Give the count of lines containing the string "React", with no other output.

★ ★ ★ ★ ★

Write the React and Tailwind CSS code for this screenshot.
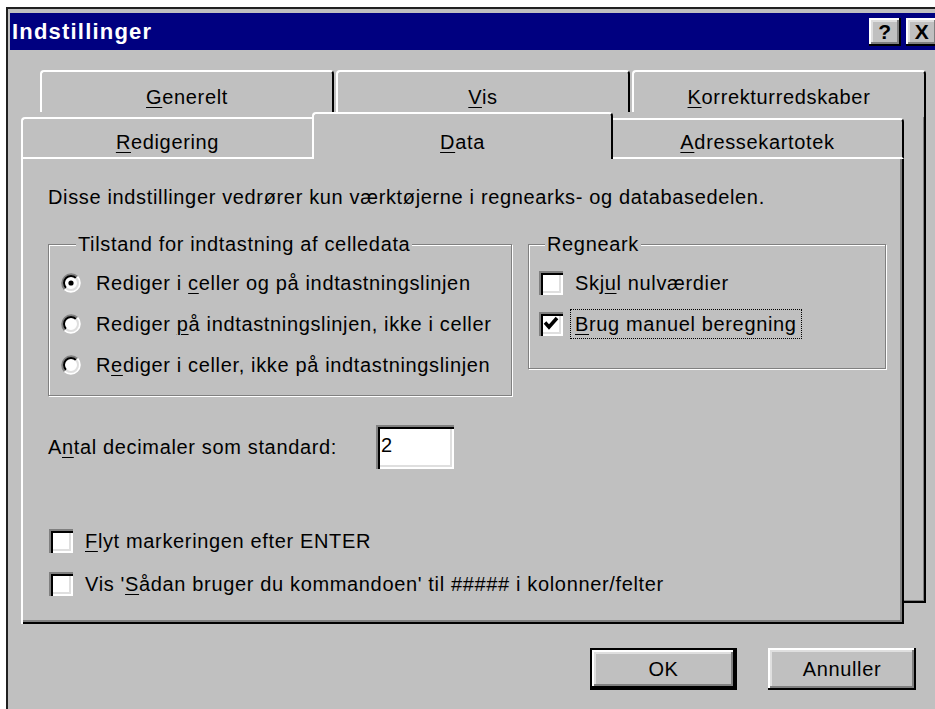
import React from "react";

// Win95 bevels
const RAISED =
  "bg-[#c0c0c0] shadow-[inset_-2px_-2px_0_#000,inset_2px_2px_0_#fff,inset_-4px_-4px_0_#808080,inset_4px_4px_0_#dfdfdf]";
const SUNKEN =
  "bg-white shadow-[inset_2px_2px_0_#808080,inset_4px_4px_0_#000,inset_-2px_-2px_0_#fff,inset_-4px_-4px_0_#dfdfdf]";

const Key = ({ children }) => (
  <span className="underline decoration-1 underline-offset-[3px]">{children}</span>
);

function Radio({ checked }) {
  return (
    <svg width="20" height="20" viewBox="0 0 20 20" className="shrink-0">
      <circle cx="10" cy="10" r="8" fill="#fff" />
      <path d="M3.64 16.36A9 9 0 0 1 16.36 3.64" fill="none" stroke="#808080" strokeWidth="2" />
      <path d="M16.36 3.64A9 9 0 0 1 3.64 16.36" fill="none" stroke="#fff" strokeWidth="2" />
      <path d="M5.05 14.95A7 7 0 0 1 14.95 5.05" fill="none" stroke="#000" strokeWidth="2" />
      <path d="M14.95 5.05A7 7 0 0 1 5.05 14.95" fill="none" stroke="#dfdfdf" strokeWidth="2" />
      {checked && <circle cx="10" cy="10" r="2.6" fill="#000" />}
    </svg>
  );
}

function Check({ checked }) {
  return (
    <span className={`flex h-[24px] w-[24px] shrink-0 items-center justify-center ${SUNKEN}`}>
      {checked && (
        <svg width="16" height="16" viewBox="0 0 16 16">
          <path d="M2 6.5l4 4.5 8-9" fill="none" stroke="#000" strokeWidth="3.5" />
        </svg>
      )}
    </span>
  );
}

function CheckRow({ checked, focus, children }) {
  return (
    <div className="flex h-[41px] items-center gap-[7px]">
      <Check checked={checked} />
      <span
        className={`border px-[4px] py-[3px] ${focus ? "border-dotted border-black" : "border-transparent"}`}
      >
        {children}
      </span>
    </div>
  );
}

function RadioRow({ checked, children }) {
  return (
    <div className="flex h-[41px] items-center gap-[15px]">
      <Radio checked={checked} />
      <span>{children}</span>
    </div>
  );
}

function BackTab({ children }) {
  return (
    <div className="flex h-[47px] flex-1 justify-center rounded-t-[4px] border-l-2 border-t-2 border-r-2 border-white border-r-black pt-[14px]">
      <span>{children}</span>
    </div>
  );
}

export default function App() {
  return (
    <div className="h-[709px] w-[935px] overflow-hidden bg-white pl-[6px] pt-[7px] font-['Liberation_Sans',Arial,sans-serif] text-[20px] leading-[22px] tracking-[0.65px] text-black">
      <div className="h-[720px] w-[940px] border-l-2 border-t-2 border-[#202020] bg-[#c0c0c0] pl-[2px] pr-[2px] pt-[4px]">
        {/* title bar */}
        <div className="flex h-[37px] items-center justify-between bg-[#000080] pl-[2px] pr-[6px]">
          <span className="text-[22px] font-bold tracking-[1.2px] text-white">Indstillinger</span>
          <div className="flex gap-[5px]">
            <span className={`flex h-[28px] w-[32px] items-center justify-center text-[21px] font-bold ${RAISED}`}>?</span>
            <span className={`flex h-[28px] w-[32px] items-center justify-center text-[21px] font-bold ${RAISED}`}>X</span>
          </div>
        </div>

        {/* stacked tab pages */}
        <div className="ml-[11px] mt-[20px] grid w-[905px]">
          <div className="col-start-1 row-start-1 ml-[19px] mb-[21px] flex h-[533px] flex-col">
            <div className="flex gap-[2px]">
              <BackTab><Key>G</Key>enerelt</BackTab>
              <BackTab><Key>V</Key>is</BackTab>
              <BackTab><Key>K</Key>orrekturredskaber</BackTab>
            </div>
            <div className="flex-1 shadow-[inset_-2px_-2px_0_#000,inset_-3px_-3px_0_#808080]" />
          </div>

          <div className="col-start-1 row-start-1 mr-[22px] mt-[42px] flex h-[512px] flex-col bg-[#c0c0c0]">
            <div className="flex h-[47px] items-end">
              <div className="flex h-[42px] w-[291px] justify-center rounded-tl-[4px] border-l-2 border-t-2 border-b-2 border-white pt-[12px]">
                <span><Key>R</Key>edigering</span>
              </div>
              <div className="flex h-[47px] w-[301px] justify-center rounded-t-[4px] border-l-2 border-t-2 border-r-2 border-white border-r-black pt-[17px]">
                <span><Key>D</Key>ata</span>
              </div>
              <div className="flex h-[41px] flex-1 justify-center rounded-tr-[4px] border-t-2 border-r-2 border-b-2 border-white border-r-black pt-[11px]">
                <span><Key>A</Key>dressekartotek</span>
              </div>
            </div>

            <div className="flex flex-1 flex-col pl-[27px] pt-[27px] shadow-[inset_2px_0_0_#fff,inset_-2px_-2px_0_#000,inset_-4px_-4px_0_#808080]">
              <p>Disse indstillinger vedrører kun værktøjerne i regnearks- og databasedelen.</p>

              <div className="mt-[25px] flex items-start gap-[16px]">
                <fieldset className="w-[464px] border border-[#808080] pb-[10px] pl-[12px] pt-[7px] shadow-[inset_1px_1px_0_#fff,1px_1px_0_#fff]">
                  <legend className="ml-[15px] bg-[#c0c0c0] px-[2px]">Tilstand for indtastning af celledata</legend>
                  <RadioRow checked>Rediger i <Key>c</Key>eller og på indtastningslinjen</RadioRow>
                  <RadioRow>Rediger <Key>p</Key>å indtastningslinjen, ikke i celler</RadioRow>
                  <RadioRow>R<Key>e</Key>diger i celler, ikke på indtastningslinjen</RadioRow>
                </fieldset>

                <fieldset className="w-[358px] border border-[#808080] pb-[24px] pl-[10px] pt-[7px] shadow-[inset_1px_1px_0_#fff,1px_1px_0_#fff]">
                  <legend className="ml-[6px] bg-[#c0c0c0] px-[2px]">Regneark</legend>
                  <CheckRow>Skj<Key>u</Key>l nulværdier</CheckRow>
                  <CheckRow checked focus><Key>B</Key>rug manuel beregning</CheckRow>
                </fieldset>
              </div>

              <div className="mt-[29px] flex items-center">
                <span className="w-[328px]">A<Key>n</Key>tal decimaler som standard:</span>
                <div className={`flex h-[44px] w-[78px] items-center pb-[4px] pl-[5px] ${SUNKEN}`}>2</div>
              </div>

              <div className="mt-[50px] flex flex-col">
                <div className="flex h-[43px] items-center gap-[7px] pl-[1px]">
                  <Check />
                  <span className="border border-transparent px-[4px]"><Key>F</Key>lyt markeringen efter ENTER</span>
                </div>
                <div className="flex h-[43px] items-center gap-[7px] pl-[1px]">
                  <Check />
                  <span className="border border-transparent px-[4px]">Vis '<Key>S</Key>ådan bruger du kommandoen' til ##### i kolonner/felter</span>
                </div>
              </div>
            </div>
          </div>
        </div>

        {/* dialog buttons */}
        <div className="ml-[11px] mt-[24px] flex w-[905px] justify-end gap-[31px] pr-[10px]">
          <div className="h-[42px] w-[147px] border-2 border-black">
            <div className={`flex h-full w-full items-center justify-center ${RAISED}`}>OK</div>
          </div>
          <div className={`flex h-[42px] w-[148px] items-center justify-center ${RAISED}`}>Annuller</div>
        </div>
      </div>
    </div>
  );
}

★ ★ ★ ★ ★

Completed exercise>
2